━━━ STORED DATA

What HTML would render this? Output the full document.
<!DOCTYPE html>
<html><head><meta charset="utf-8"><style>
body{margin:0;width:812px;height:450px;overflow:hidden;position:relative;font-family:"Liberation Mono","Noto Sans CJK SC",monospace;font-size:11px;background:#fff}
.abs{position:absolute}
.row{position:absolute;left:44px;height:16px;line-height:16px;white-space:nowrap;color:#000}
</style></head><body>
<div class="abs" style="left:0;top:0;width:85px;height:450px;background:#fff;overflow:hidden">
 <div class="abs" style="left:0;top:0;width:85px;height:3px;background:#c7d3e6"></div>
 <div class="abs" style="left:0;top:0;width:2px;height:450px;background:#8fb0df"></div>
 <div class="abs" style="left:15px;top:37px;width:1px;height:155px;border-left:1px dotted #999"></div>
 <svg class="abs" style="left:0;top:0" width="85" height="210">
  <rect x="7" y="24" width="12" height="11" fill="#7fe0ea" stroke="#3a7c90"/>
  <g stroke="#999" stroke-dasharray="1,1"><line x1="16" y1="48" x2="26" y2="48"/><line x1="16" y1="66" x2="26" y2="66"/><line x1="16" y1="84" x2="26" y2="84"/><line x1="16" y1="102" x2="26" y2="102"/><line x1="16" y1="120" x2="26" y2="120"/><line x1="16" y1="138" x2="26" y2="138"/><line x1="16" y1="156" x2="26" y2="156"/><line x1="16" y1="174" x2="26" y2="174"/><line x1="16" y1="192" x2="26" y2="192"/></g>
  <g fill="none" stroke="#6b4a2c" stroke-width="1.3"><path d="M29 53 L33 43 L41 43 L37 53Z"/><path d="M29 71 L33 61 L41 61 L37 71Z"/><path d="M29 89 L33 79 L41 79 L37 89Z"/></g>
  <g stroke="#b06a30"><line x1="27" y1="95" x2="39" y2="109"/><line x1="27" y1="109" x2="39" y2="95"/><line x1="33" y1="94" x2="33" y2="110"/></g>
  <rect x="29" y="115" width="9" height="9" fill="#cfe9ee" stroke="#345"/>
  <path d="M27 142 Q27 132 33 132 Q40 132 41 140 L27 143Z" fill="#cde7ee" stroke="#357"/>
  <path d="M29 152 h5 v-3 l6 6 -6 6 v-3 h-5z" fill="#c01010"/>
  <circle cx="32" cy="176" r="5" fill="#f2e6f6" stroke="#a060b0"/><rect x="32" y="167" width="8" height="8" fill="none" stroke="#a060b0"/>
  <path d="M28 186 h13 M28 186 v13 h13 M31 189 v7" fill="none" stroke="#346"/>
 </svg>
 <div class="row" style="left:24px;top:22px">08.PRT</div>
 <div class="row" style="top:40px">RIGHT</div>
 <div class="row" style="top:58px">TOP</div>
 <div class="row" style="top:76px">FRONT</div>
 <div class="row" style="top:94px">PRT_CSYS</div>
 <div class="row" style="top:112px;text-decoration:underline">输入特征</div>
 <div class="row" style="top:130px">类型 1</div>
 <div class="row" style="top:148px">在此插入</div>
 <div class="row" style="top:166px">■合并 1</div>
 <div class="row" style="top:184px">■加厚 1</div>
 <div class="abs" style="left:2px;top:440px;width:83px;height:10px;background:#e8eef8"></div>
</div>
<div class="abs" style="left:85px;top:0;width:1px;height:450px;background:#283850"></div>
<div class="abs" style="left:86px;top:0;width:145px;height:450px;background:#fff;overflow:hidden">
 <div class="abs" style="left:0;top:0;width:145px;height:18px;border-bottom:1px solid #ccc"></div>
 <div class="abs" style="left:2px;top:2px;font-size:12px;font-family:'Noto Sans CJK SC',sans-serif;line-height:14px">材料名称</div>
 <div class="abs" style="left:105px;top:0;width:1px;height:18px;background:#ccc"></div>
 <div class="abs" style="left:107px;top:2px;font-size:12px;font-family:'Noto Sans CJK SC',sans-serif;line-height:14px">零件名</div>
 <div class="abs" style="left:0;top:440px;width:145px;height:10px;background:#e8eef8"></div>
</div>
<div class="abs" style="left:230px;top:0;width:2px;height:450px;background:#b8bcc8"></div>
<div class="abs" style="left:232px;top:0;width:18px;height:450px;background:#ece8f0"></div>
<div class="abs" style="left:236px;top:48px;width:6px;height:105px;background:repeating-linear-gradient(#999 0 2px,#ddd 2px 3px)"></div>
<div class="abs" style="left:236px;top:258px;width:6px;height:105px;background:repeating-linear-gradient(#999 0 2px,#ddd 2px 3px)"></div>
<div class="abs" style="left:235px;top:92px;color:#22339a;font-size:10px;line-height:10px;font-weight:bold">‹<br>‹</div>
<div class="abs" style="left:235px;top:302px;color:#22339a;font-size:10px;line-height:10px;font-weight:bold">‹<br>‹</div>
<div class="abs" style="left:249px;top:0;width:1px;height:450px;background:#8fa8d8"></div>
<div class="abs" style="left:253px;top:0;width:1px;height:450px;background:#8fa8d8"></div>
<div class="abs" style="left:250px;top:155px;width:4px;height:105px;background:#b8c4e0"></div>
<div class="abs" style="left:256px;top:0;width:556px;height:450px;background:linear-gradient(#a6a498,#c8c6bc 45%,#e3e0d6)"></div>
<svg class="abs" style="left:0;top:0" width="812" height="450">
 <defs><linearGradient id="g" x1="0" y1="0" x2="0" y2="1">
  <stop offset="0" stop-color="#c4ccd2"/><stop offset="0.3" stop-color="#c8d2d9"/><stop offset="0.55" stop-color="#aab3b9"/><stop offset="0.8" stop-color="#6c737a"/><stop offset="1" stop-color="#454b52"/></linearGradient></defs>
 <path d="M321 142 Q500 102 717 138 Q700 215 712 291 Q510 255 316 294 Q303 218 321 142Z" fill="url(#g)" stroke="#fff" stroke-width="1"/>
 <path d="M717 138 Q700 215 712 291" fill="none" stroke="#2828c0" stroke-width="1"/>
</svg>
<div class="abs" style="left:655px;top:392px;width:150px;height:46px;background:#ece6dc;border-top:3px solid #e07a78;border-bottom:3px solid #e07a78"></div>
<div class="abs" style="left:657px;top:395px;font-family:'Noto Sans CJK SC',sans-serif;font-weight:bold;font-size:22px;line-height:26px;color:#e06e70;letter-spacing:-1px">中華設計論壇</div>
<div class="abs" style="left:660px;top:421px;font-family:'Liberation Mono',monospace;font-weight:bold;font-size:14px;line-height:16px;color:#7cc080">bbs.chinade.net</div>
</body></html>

━━━━━━

Every line above needs to be retyped exactly.

> [THE RESPONSE]
What HTML would render this? Output the full document.
<!DOCTYPE html>
<html><head><meta charset="utf-8"><style>
body{margin:0;width:812px;height:450px;overflow:hidden;position:relative;font-family:"Liberation Mono","Noto Sans CJK SC",monospace;font-size:11px;background:#fff}
.abs{position:absolute}
.row{position:absolute;left:44px;height:16px;line-height:16px;white-space:nowrap;color:#000}
</style></head><body>
<div class="abs" style="left:0;top:0;width:85px;height:450px;background:#fff;overflow:hidden">
 <div class="abs" style="left:0;top:0;width:85px;height:3px;background:#c7d3e6"></div>
 <div class="abs" style="left:0;top:0;width:2px;height:450px;background:#8fb0df"></div>
 <div class="abs" style="left:15px;top:37px;width:1px;height:155px;border-left:1px dotted #999"></div>
 <svg class="abs" style="left:0;top:0" width="85" height="210">
  <rect x="7" y="24" width="12" height="11" fill="#7fe0ea" stroke="#3a7c90"/>
  <g stroke="#999" stroke-dasharray="1,1"><line x1="16" y1="48" x2="26" y2="48"/><line x1="16" y1="66" x2="26" y2="66"/><line x1="16" y1="84" x2="26" y2="84"/><line x1="16" y1="102" x2="26" y2="102"/><line x1="16" y1="120" x2="26" y2="120"/><line x1="16" y1="138" x2="26" y2="138"/><line x1="16" y1="156" x2="26" y2="156"/><line x1="16" y1="174" x2="26" y2="174"/><line x1="16" y1="192" x2="26" y2="192"/></g>
  <g fill="none" stroke="#6b4a2c" stroke-width="1.3"><path d="M29 53 L33 43 L41 43 L37 53Z"/><path d="M29 71 L33 61 L41 61 L37 71Z"/><path d="M29 89 L33 79 L41 79 L37 89Z"/></g>
  <g stroke="#b06a30"><line x1="27" y1="95" x2="39" y2="109"/><line x1="27" y1="109" x2="39" y2="95"/><line x1="33" y1="94" x2="33" y2="110"/></g>
  <rect x="29" y="115" width="9" height="9" fill="#cfe9ee" stroke="#345"/>
  <path d="M27 142 Q27 132 33 132 Q40 132 41 140 L27 143Z" fill="#cde7ee" stroke="#357"/>
  <path d="M29 152 h5 v-3 l6 6 -6 6 v-3 h-5z" fill="#c01010"/>
  <circle cx="32" cy="176" r="5" fill="#f2e6f6" stroke="#a060b0"/><rect x="32" y="167" width="8" height="8" fill="none" stroke="#a060b0"/>
  <path d="M28 186 h13 M28 186 v13 h13 M31 189 v7" fill="none" stroke="#346"/>
 </svg>
 <div class="row" style="left:24px;top:22px">08.PRT</div>
 <div class="row" style="top:40px">RIGHT</div>
 <div class="row" style="top:58px">TOP</div>
 <div class="row" style="top:76px">FRONT</div>
 <div class="row" style="top:94px">PRT_CSYS</div>
 <div class="row" style="top:112px;text-decoration:underline">输入特征</div>
 <div class="row" style="top:130px">类型 1</div>
 <div class="row" style="top:148px">在此插入</div>
 <div class="row" style="top:166px">■合并 1</div>
 <div class="row" style="top:184px">■加厚 1</div>
 <div class="abs" style="left:2px;top:440px;width:83px;height:10px;background:#e8eef8"></div>
</div>
<div class="abs" style="left:85px;top:0;width:1px;height:450px;background:#283850"></div>
<div class="abs" style="left:86px;top:0;width:145px;height:450px;background:#fff;overflow:hidden">
 <div class="abs" style="left:0;top:0;width:145px;height:18px;border-bottom:1px solid #ccc"></div>
 <div class="abs" style="left:2px;top:2px;font-size:12px;font-family:'Noto Sans CJK SC',sans-serif;line-height:14px">材料名称</div>
 <div class="abs" style="left:105px;top:0;width:1px;height:18px;background:#ccc"></div>
 <div class="abs" style="left:107px;top:2px;font-size:12px;font-family:'Noto Sans CJK SC',sans-serif;line-height:14px">零件名</div>
 <div class="abs" style="left:0;top:440px;width:145px;height:10px;background:#e8eef8"></div>
</div>
<div class="abs" style="left:230px;top:0;width:2px;height:450px;background:#b8bcc8"></div>
<div class="abs" style="left:232px;top:0;width:18px;height:450px;background:#ece8f0"></div>
<div class="abs" style="left:236px;top:48px;width:6px;height:105px;background:repeating-linear-gradient(#999 0 2px,#ddd 2px 3px)"></div>
<div class="abs" style="left:236px;top:258px;width:6px;height:105px;background:repeating-linear-gradient(#999 0 2px,#ddd 2px 3px)"></div>
<div class="abs" style="left:235px;top:92px;color:#22339a;font-size:10px;line-height:10px;font-weight:bold">‹<br>‹</div>
<div class="abs" style="left:235px;top:302px;color:#22339a;font-size:10px;line-height:10px;font-weight:bold">‹<br>‹</div>
<div class="abs" style="left:249px;top:0;width:1px;height:450px;background:#8fa8d8"></div>
<div class="abs" style="left:253px;top:0;width:1px;height:450px;background:#8fa8d8"></div>
<div class="abs" style="left:250px;top:155px;width:4px;height:105px;background:#b8c4e0"></div>
<div class="abs" style="left:256px;top:0;width:556px;height:450px;background:linear-gradient(#a6a498,#c8c6bc 45%,#e3e0d6)"></div>
<svg class="abs" style="left:0;top:0" width="812" height="450">
 <defs><linearGradient id="g" x1="0" y1="0" x2="0" y2="1">
  <stop offset="0" stop-color="#c4ccd2"/><stop offset="0.3" stop-color="#c8d2d9"/><stop offset="0.55" stop-color="#aab3b9"/><stop offset="0.8" stop-color="#6c737a"/><stop offset="1" stop-color="#454b52"/></linearGradient></defs>
 <path d="M321 142 Q500 102 717 138 Q700 215 712 291 Q510 255 316 294 Q303 218 321 142Z" fill="url(#g)" stroke="#fff" stroke-width="1"/>
 <path d="M717 138 Q700 215 712 291" fill="none" stroke="#2828c0" stroke-width="1"/>
</svg>
<div class="abs" style="left:655px;top:392px;width:150px;height:46px;background:#ece6dc;border-top:3px solid #e07a78;border-bottom:3px solid #e07a78"></div>
<div class="abs" style="left:657px;top:395px;font-family:'Noto Sans CJK SC',sans-serif;font-weight:bold;font-size:22px;line-height:26px;color:#e06e70;letter-spacing:-1px">中華設計論壇</div>
<div class="abs" style="left:660px;top:421px;font-family:'Liberation Mono',monospace;font-weight:bold;font-size:14px;line-height:16px;color:#7cc080">bbs.chinade.net</div>
</body></html>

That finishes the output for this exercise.